車検・点検・メンテナンス
更新日:2018.03.27 / 掲載日:2018.03.27
溶接&金属加工入門 ドリル刃研磨

作業目的や材質に応じたものに作り替えることも可能!
ドリルの刃は使用していると欠けたりエッジが鈍ることで切れ味が悪くなってくる。そんな状態になると材料への食い込みが悪くなるためブレて穴位置がズレたり歪んだり、キーと異音を発しつつ摩擦熱で焼けて材料が焦げるだけで穴が開かないなどの不具合を生じることに。つまり、使い物にならなくなる。
このような時、一般にドリルを新品に交換するが、プロは研磨して再利用しているのだ。
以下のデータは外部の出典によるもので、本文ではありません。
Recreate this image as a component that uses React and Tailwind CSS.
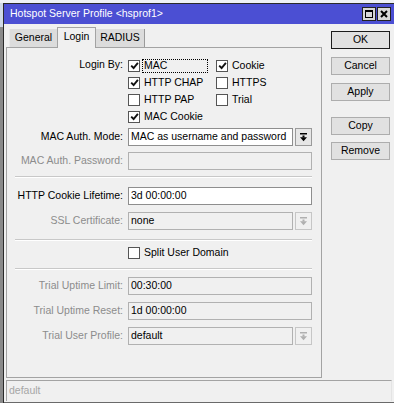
const font = "font-['Liberation_Sans',Arial,sans-serif]";

function Check({ checked }) {
  return (
    <span className="w-[12px] h-[12px] border border-[#555] bg-white flex items-center justify-center shrink-0">
      {checked && (
        <svg width="9" height="9" viewBox="0 0 9 9">
          <path d="M1.2 4.6 L3.6 7 L7.9 1.8" fill="none" stroke="#111" strokeWidth="1.9" />
        </svg>
      )}
    </span>
  );
}

function DropArrow({ disabled }) {
  const c = disabled ? '#b0b0b0' : '#000';
  return (
    <svg width="7" height="9" viewBox="0 0 7 9">
      <rect x="0" y="0" width="7" height="1.5" fill={c} />
      <rect x="2.5" y="2.5" width="2" height="2" fill={c} />
      <path d="M0 4.3 H7 L3.5 8.3 Z" fill={c} />
    </svg>
  );
}

function Label({ children, disabled }) {
  return (
    <div className={`w-[116px] shrink-0 text-right whitespace-nowrap ${disabled ? 'text-[#8c8c8c]' : 'text-black'}`}>
      {children}
    </div>
  );
}

function TextRow({ label, value, disabled, mt }) {
  return (
    <div className={`flex items-center h-[18px] gap-[5px] ${mt}`}>
      <Label disabled={disabled}>{label}</Label>
      <div
        className={`w-[184px] h-[18px] border pl-[2px] flex items-center whitespace-nowrap ${
          disabled ? 'bg-[#f0f0f0] border-[#b1b1b1]' : 'bg-white border-[#8e8e8e]'
        }`}
      >
        {value}
      </div>
    </div>
  );
}

function SelectRow({ label, value, disabled, mt }) {
  return (
    <div className={`flex items-center h-[18px] gap-[5px] ${mt}`}>
      <Label disabled={disabled}>{label}</Label>
      <div className="flex gap-[2px]">
        <div
          className={`w-[165px] h-[18px] border pl-[2px] flex items-center whitespace-nowrap overflow-hidden ${
            disabled ? 'bg-[#f0f0f0] border-[#b1b1b1]' : 'bg-white border-[#8e8e8e]'
          }`}
        >
          {value}
        </div>
        <div
          className={`w-[17px] h-[18px] border flex items-center justify-center ${
            disabled ? 'bg-[#f0f0f0] border-[#c6c6c6]' : 'bg-[#e6e6e6] border-[#9a9a9a]'
          }`}
        >
          <DropArrow disabled={disabled} />
        </div>
      </div>
    </div>
  );
}

function Separator({ mt }) {
  return <div className={`ml-[8px] w-[297px] h-[2px] border-t border-[#c8c8c8] border-b border-b-white ${mt}`} />;
}

function CheckItem({ checked, children, focused, width }) {
  return (
    <div className={`flex items-center ${width}`}>
      <Check checked={checked} />
      {focused ? (
        <span className="ml-[2px] w-[66px] h-[14px] pl-[1px] border border-dotted border-black flex items-center">{children}</span>
      ) : (
        <span className="ml-[4px] whitespace-nowrap">{children}</span>
      )}
    </div>
  );
}

function Button({ children, primary, mt }) {
  return (
    <div
      className={`w-[59px] h-[18px] flex items-center justify-center bg-[#e1e1e1] border ${
        primary ? 'border-[#1c1c1c]' : 'border-[#adadad]'
      } ${mt}`}
    >
      {children}
    </div>
  );
}

export default function App() {
  const loginBy = [
    [{ t: 'MAC', c: true, f: true }, { t: 'Cookie', c: true }],
    [{ t: 'HTTP CHAP', c: true }, { t: 'HTTPS', c: false }],
    [{ t: 'HTTP PAP', c: false }, { t: 'Trial', c: false }],
    [{ t: 'MAC Cookie', c: true }],
  ];

  return (
    <div className={`w-[394px] h-[403px] overflow-hidden bg-[#e9edf2] flex flex-col text-[10.5px] text-black ${font}`}>
      <div className="h-[3px] shrink-0 bg-[#eef1f5]" />
      <div className="flex flex-1 min-h-0">
        {/* window behind */}
        <div className="w-[3px] shrink-0 flex flex-col">
          <div className="h-[24px] bg-[#cfd9e6]" />
          <div className="flex-1 bg-[#8a8a8a]" />
        </div>

        {/* dialog */}
        <div className="flex-1 flex flex-col border-l border-t border-[#2a2a2a] bg-[#f0f0f0]">
          {/* title bar */}
          <div className="h-[20px] shrink-0 bg-[#4b4fd3] flex items-center pl-[6px] pr-[3px] text-white">
            <span className="whitespace-nowrap">Hotspot Server Profile &lt;hsprof1&gt;</span>
            <div className="ml-auto flex gap-[1px]">
              <div className="w-[14px] h-[14px] bg-[#d8d8d8] border border-[#222] flex items-center justify-center">
                <div className="w-[8px] h-[8px] border border-black border-t-2" />
              </div>
              <div className="w-[14px] h-[14px] bg-[#d8d8d8] border border-[#222] flex items-center justify-center">
                <svg width="8" height="8" viewBox="0 0 8 8">
                  <path d="M1 1 L7 7 M7 1 L1 7" stroke="#000" strokeWidth="2" />
                </svg>
              </div>
            </div>
          </div>

          {/* body */}
          <div className="flex flex-col flex-1 min-h-0">
            <div className="h-[356px] shrink-0 flex">
              {/* tabs + panel */}
              <div className="pl-[2px] pt-[3px] flex flex-col">
                <div className="h-[20px] flex items-end pl-[3px]">
                  <div className="w-[48px] h-[18px] bg-[#dcdcdc] border-l border-[#e8e8e8] flex items-center justify-center">
                    General
                  </div>
                  <div className="relative z-10 -mb-px w-[39px] h-[21px] bg-[#f0f0f0] border border-b-0 border-[#a3a3a3] flex items-center justify-center pb-[3px]">
                    Login
                  </div>
                  <div className="w-[49px] h-[18px] bg-[#dcdcdc] border-r border-[#9a9a9a] flex items-center justify-center">
                    RADIUS
                  </div>
                </div>

                <div className="w-[316px] h-[331px] border border-[#a3a3a3] flex flex-col">
                  {/* Login By */}
                  <div className="flex gap-[5px] mt-[9px]">
                    <Label>Login By:</Label>
                    <div className="flex flex-col">
                      {loginBy.map((row, i) => (
                        <div key={i} className="flex h-[17px] items-center">
                          {row.map((it, j) => (
                            <CheckItem key={j} checked={it.c} focused={it.f} width={j === 0 ? 'w-[88px]' : ''}>
                              {it.t}
                            </CheckItem>
                          ))}
                        </div>
                      ))}
                    </div>
                  </div>

                  <SelectRow label="MAC Auth. Mode:" value="MAC as username and password" mt="mt-[3px]" />
                  <TextRow label="MAC Auth. Password:" value="" disabled mt="mt-[6px]" />
                  <Separator mt="mt-[6px]" />
                  <TextRow label="HTTP Cookie Lifetime:" value="3d 00:00:00" mt="mt-[9px]" />
                  <SelectRow label="SSL Certificate:" value="none" disabled mt="mt-[7px]" />
                  <Separator mt="mt-[9px]" />

                  <div className="flex items-center h-[17px] gap-[5px] mt-[3px]">
                    <div className="w-[116px] shrink-0" />
                    <CheckItem checked={false}>Split User Domain</CheckItem>
                  </div>

                  <Separator mt="mt-[7px]" />
                  <TextRow label="Trial Uptime Limit:" value="00:30:00" disabled mt="mt-[7px]" />
                  <TextRow label="Trial Uptime Reset:" value="1d 00:00:00" disabled mt="mt-[7px]" />
                  <SelectRow label="Trial User Profile:" value="default" disabled mt="mt-[7px]" />
                </div>
              </div>

              {/* buttons */}
              <div className="ml-[9px] flex flex-col">
                <Button primary mt="mt-[7px]">OK</Button>
                <Button mt="mt-[8px]">Cancel</Button>
                <Button mt="mt-[8px]">Apply</Button>
                <Button mt="mt-[16px]">Copy</Button>
                <Button mt="mt-[7px]">Remove</Button>
              </div>
            </div>

            {/* status bar */}
            <div className="ml-[2px] mr-[2px] h-[21px] shrink-0 border-l border-t border-r border-[#a3a3a3] border-r-[#e4e4e4] flex items-center pl-[2px] text-[#a6a6a6]">
              default
            </div>
            <div className="h-[1px] shrink-0" />
            <div className="h-[1px] shrink-0 bg-[#6a6a6a]" />
          </div>
        </div>
      </div>
    </div>
  );
}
また、ドリルの刃先の形状は目的や穴を開ける材質に応じて異なり、研磨スキルがあれば鉄鋼用以外に作り替えることも可能となる。そこで、基本的な研磨手順を指導してもらうと共に、難易度の高い他の用途向けに作り替えたドリルを見せてもらうことにした。
なお、このドリル研磨、言葉では微妙なニュアンスが伝えきれないため体験イベントとして「ドリル研磨講座」の開設も検討しているとのこと。興味を持ったなら問い合わせてみるとよい。反響次第では実現に近づくからだ。
ドリル刃の基本的な研磨手順









下穴不要で大径穴も一発で開けられる「シニング加工」
一般に売られているドリル刃は太くなるにほど切れ刃の交差部(チゼルエッジ)の厚みが増し、センタリングがしにくくなる。このため、8 ~10mm以上は下穴を開けるのが基本だ。そのような手間不要の、下穴なしで一発で開けられる加工が「シニング」。加工済みのドリルも市販されており手加工も可能だ。が、刃裏を削り込んでチゼルエッジの心厚を小さくしつつ切り刃を付けるように研ぐと、難易度は格段に高まる。



座繰り用加工

六角ボルトの筒状の頭を、固定穴位置にスッポリ埋没できるよう材料のねじ穴を広げつつ底部を平らに削り込む加工。これが「座繰り」で、この作業に特化したドリル刃形状がこれ。これも手研磨品で、このようにドリル先端をほぼ平らに削り込む。

面取り用加工

ドリルで開けた穴の末端に生じたバリを削ったり、皿ねじの頭部を収める「沈め穴加工」といった面取り加工を目的とした研磨形状で、写真のように先端角を90度に仕上げる。また、写真のものはシニング加工もされているため小サイズの穴の面取りにも対応する。

樹脂用加工


樹脂に鉄鋼用ドリルで穴を開けると、刃先が必要以上に食い込むため、割れや穴歪みを生じやすくなる。つまり、食い込みを弱くすればよいわけで、上のように切り刃のエッジを垂直に落として食い込みにくくする。これによりきれいに開けられるようになる。